At this point, replicas of the failed master compete to become the new master. The replica with the most recent replication offset wins and promotes itself. The entire process typically completes in 1-2 seconds.

Monitor cluster health with these commands:

# Cluster overview
redis-cli -c -p 6379 CLUSTER INFO

# Node status and slot distribution
redis-cli -c -p 6379 CLUSTER NODES

# Check specific node
redis-cli -c -p 6379 CLUSTER SLOTS

For manual failover (during maintenance):

# Connect to replica and force promotion
redis-cli -c -p 6382 CLUSTER FAILOVER

Performance Considerations and Best Practices

Redis Cluster isn’t always the right choice.

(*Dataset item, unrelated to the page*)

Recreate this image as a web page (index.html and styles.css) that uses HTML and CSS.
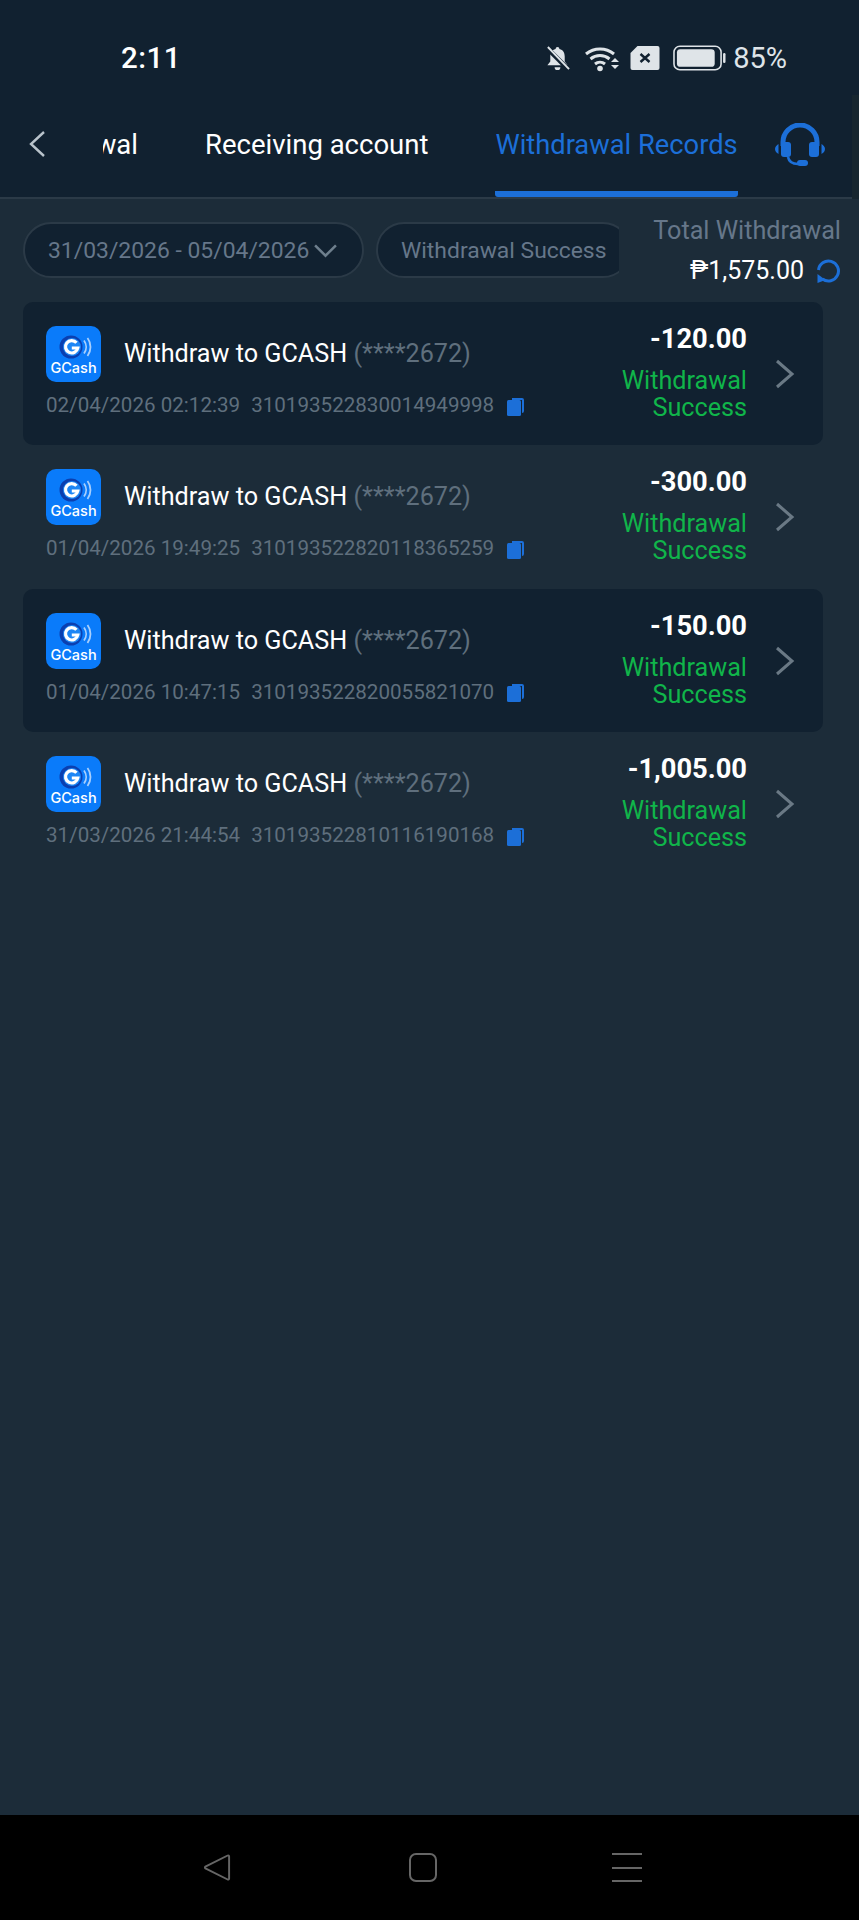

Don’t use it if:

Your dataset fits comfortably in a single instance (< 20GB)
You heavily rely on multi-key operations without hash tags
Network latency between nodes exceeds 5ms
You need Lua scripts that access multiple keys across slots

Benchmark your specific workload:

# Standalone Redis
redis-benchmark -h localhost -p 6379 -t set,get -n 1000000 -q

# Cluster
redis-benchmark -h localhost -p 6379 -t set,get -n 1000000 -q --cluster

Monitor these metrics in production:

Slot distribution (should be roughly equal across masters)
Memory usage per node (watch for hotspots)
Network bandwidth between nodes
Failover frequency (should be rare)
Client redirection rate (high rates indicate topology issues)

Design your key schema with the cluster in mind. Use hash tags judiciously, avoid transactions spanning multiple slots, and test failover scenarios in staging. Redis Cluster is powerful when used correctly, but it introduces complexity that standalone Redis doesn’t have. Make sure you need that complexity before adopting it.